Ghost
Ghost

Reputation: 407

N times function composition

I need to write a code that composes a function, f (x), with itself N times using recursive function.

What I wrote is:

let f x = x + 1 (*it can be any function*)
let rec compose n f x = if n = 0 then 
   "Can't compose anymore" 
else compose (n-1) f (f x);; 

which is obviously not right. I know the code is not finished, but I do not know how to continue. Am I on the right path or not? Can you tell me how to solve the problem?

Upvotes: 2

Views: 844

Answers (1)

coredump
coredump

Reputation: 38809

You are on the right path.
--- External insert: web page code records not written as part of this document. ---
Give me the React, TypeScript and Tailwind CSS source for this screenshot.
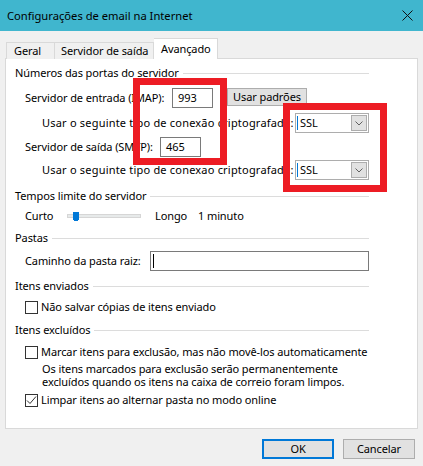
import React from "react";

function SectionHeader({ label }: { label: string }) {
  return (
    <div className="flex items-center h-[16px] w-[354px]">
      <span className="whitespace-nowrap">{label}</span>
      <div className="flex-1 h-px bg-[#dcdcdc] ml-[4px]" />
    </div>
  );
}

function Select() {
  return (
    <div className="relative w-[74px] h-[20px] border border-[#adadad] bg-white flex items-center shrink-0">
      <div className="w-px h-[14px] bg-[#0078d7] ml-[1px]" />
      <span className="ml-[2px]">SSL</span>
      <div className="absolute right-[1px] top-[1px] w-[16px] h-[16px] bg-[#e1e1e1] border border-[#adadad] flex items-center justify-center">
        <svg width="8" height="5" viewBox="0 0 8 5">
          <path d="M0.5 0.5 L4 4 L7.5 0.5" stroke="#606060" strokeWidth="1" fill="none" />
        </svg>
      </div>
    </div>
  );
}

function Checkbox({ checked }: { checked?: boolean }) {
  return (
    <div className="w-[13px] h-[13px] border border-[#333333] bg-white flex items-center justify-center shrink-0">
      {checked && (
        <svg width="11" height="11" viewBox="0 0 11 11">
          <path d="M1 5.5 L4 8.5 L10 1.5" stroke="#333333" strokeWidth="1" fill="none" />
        </svg>
      )}
    </div>
  );
}

export default function App() {
  return (
    <div
      className="relative w-[423px] h-[466px] bg-[#f0f0f0] flex flex-col text-[11px] tracking-[-0.1px] text-black overflow-hidden"
      style={{ fontFamily: '"Noto Sans", "Open Sans", sans-serif' }}
    >
      {/* Title bar */}
      <div className="h-[31px] bg-[#40b6ce] flex items-center pl-[7px] pr-[10px] shrink-0">
        <span className="text-[11.2px] tracking-normal leading-none">Configurações de email na Internet</span>
        <div className="ml-auto">
          <svg width="11" height="11" viewBox="0 0 11 11">
            <path d="M0.5 0.5 L10.5 10.5 M10.5 0.5 L0.5 10.5" stroke="#111111" strokeWidth="1" />
          </svg>
        </div>
      </div>

      {/* Tabs */}
      <div className="flex items-end h-[20px] mt-[7px] ml-[6px] relative z-10">
        <div className="h-[17px] w-[48px] border-t border-l border-[#d9d9d9] bg-[#f0f0f0] flex items-center pl-[7px] -mb-px whitespace-nowrap">
          Geral
        </div>
        <div className="h-[17px] w-[100px] border-t border-l border-r border-[#d9d9d9] bg-[#f0f0f0] flex items-center pl-[6px] -mb-px whitespace-nowrap">
          Servidor de saída
        </div>
        <div className="h-[21px] w-[64px] border-t border-r border-[#d9d9d9] bg-white flex items-start pt-[2px] pl-[7px] -mb-px whitespace-nowrap">
          Avançado
        </div>
      </div>

      {/* Panel */}
      <div className="mx-[5px] h-[371px] border border-[#d9d9d9] bg-white pl-[9px] flex flex-col shrink-0">
        <div className="mt-[6px]">
          <SectionHeader label="Números das portas do servidor" />
        </div>

        <div className="mt-[7px] h-[20px] flex items-center">
          <span className="ml-[10px] w-[147px] whitespace-nowrap">Servidor de entrada (IMAP):</span>
          <div className="w-[41px] h-[20px] border border-[#7a7a7a] flex items-center pl-[5px]">993</div>
          <div className="ml-[14px] w-[80px] h-[18px] bg-[#e1e1e1] border border-[#adadad] flex items-center justify-center self-start">
            Usar padrões
          </div>
        </div>

        <div className="mt-[5px] h-[20px] flex items-center">
          <span className="ml-[27px] w-[253px] whitespace-nowrap tracking-[0.2px]">Usar o seguinte tipo de conexão criptografada:</span>
          <Select />
        </div>

        <div className="mt-[4px] h-[20px] flex items-center">
          <span className="ml-[10px] w-[135px] whitespace-nowrap">Servidor de saída (SMTP):</span>
          <div className="w-[41px] h-[20px] border border-[#7a7a7a] flex items-center pl-[5px]">465</div>
        </div>

        <div className="mt-[3px] h-[20px] flex items-center">
          <span className="ml-[27px] w-[253px] whitespace-nowrap tracking-[0.2px]">Usar o seguinte tipo de conexao criptografada:</span>
          <Select />
        </div>

        <div className="mt-[8px]">
          <SectionHeader label="Tempos limite do servidor" />
        </div>

        <div className="mt-[4px] h-[16px] flex items-center">
          <span className="ml-[10px] w-[42px]">Curto</span>
          <div className="relative w-[74px] h-[4px] bg-[#e7eaea] border border-[#d6d6d6]">
            <div className="absolute left-[5px] top-[-3px] w-[6px] h-[8px] bg-[#0078d7]" />
            <div className="absolute left-[6px] top-[5px] w-[4px] h-px bg-[#0078d7]" />
          </div>
          <span className="ml-[14px] w-[43px]">Longo</span>
          <span>1 minuto</span>
        </div>

        <div className="mt-[6px]">
          <SectionHeader label="Pastas" />
        </div>

        <div className="mt-[5px] h-[20px] flex items-center">
          <span className="ml-[10px] w-[125px] whitespace-nowrap">Caminho da pasta raiz:</span>
          <div className="w-[219px] h-[20px] border border-[#7a7a7a] flex items-center pl-[2px]">
            <div className="w-px h-[14px] bg-black" />
          </div>
        </div>

        <div className="mt-[7px]">
          <SectionHeader label="Itens enviados" />
        </div>

        <div className="mt-[5px] h-[16px] flex items-center ml-[10px]">
          <Checkbox />
          <span className="ml-[3px] whitespace-nowrap">Não salvar cópias de itens enviado</span>
        </div>

        <div className="mt-[7px]">
          <SectionHeader label="Itens excluídos" />
        </div>

        <div className="mt-[6px] h-[16px] flex items-center ml-[10px]">
          <Checkbox />
          <span className="ml-[3px] whitespace-nowrap">Marcar itens para exclusão, mas não movê-los automaticamente</span>
        </div>

        <div className="mt-[3px] ml-[27px] flex flex-col">
          <div className="h-[13px] flex items-center whitespace-nowrap">Os itens marcados para exclusão serão permanentemente</div>
          <div className="h-[13px] flex items-center whitespace-nowrap">excluídos quando os itens na caixa de correio foram limpos.</div>
        </div>

        <div className="mt-[3px] h-[16px] flex items-center ml-[10px]">
          <Checkbox checked />
          <span className="ml-[3px] whitespace-nowrap">Limpar itens ao alternar pasta no modo online</span>
        </div>
      </div>

      {/* Footer */}
      <div className="mt-[10px] flex justify-end gap-[9px] pr-[8px]">
        <div className="w-[72px] h-[20px] bg-[#e1e1e1] border-2 border-[#0078d7] flex items-center justify-center">
          OK
        </div>
        <div className="w-[72px] h-[20px] bg-[#e1e1e1] border border-[#adadad] flex items-center justify-center">
          Cancelar
        </div>
      </div>

      {/* Red annotation boxes */}
      <div className="absolute left-[133px] top-[78px] w-[94px] h-[87px] border-[7px] border-[#ed1c24] pointer-events-none" />
      <div className="absolute left-[283px] top-[103px] w-[104px] h-[89px] border-[7px] border-[#ed1c24] pointer-events-none" />
    </div>
  );
}
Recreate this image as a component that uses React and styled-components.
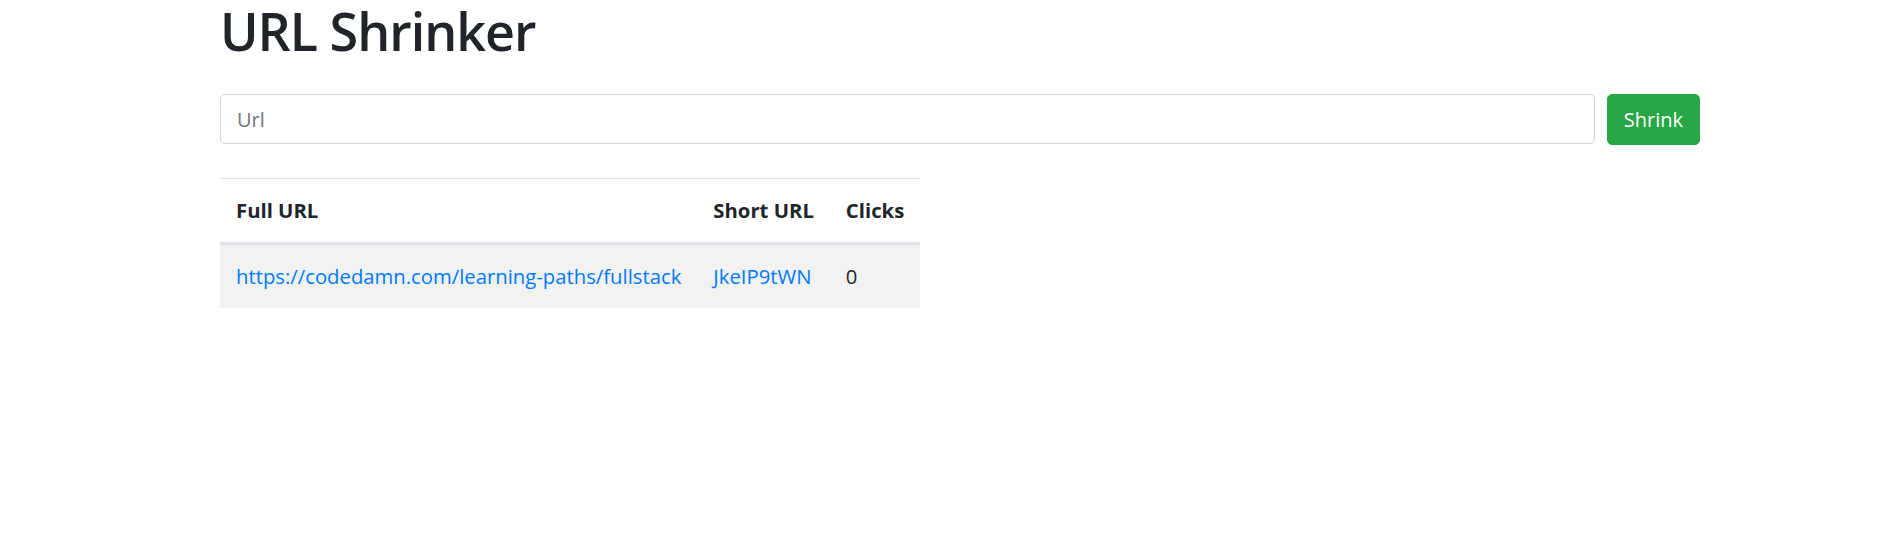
import React from 'react';
import styled, { createGlobalStyle } from 'styled-components';

const GlobalStyle = createGlobalStyle`
    body {
        margin: 0;
        background: #fff;
        font-family: "Open Sans", "Noto Sans", sans-serif;
        color: #212529;
    }
`;

const Page = styled.div`
    width: 1480px;
    margin-left: 220px;
`;

const Title = styled.h1`
    margin: 0;
    font-size: 52px;
    font-weight: 600;
    letter-spacing: -1px;
    line-height: 1.2;
    color: #212529;
`;

const ShrinkForm = styled.form`
    display: flex;
    gap: 12px;
    margin-top: 32px;
`;

const UrlInput = styled.input`
    flex: 1;
    height: 50px;
    box-sizing: border-box;
    padding: 0 16px;
    border: 1px solid #ced4da;
    border-radius: 5px;
    font-family: inherit;
    font-size: 20px;
    color: #495057;
    outline: none;

    &::placeholder {
        color: #6c757d;
    }
`;

const Button = styled.button`
    height: 51px;
    padding: 0 16px;
    border: 1px solid #28a745;
    border-radius: 5px;
    background: #28a745;
    color: #fff;
    font-family: inherit;
    font-size: 20px;
    cursor: pointer;
`;

const Table = styled.table`
    margin-top: 33px;
    border-collapse: collapse;
    font-size: 20.3px;
    line-height: 31px;

    th, td {
        padding: 16px;
        text-align: left;
        vertical-align: top;
        white-space: nowrap;
    }

    th {
        font-weight: 700;
        border-top: 1px solid #dee2e6;
        border-bottom: 3px solid #dee2e6;
    }

    tbody tr:nth-child(odd) {
        background: #f2f2f2;
    }

    a {
        color: #007bff;
        text-decoration: none;
    }
`;

const urls = [
    { full: 'https://codedamn.com/learning-paths/fullstack', short: 'JkeIP9tWN', clicks: 0 },
];

export default () => {
    return <>
        <GlobalStyle />
        <Page>
            <Title>URL Shrinker</Title>
            <ShrinkForm onSubmit={e => e.preventDefault()}>
                <UrlInput type="url" name="fullUrl" placeholder="Url" />
                <Button type="submit">Shrink</Button>
            </ShrinkForm>
            <Table>
                <thead>
                    <tr>
                        <th>Full URL</th>
                        <th>Short URL</th>
                        <th>Clicks</th>
                    </tr>
                </thead>
                <tbody>
                    {urls.map(u => <tr key={u.short}>
                        <td><a href={u.full}>{u.full}</a></td>
                        <td><a href={u.short}>{u.short}</a></td>
                        <td>{u.clicks}</td>
                    </tr>)}
                </tbody>
            </Table>
        </Page>
    </>;
};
Based on the requirements, I would try to start from those equations:

compunere 1 f x == f x

The above says that applying f once to x is exactly the same as doing (f x).

compunere 2 f x == f (f x)

Likewise, applying f twice should compute f (f x). If you replace (f x) by a call to compunere, you have:

compunere 2 f x == f (f x) = f (compunere 1 f x)

The general pattern of recursion seems to be:

compunere n f x == f (compunere (n - 1) f x)

Note that the most general type of f is a -> b, but when f is called again with a value of type b, that means that a and b should be the same type, and so f really is an endomorphism, a function of type a -> a. That is the case for N >= 1, but in degenerate case of N=0, you could have a different behaviour.

Applying f zero time to x could mean "return x", which means that compunere could theoretically return a value of type a for zero, for any f being a a -> b function, a and b possibly distinct; you could distinguish both cases with more code, but here we can simply let the typechecker enforce the constraint that a = b in all cases and have an uniform behaviour. You can also make 0 invalid (like negative numbers) by throwing an exception (negative applications could theoretically be postitive applications of the inverse function, but you cannot compute that when knowing nothing about f; f could be non-invertible).

Your code is a little bit different:

compunere 3 f x == (compunere 2 f (f x))
                == (compunere 1 f (f (f x)))
                == (compunere 0 f (f (f (f x))))
...

The advantage of your approach is that the recursive call to compunere is directly giving the result for the current computation: it is in tail position which allows the compiler to perform tail-call elimination.

When you reach N=0, the value locally bound x gives the result you want. Here, for N=0 as an input, the only natural interpretation is also to return x.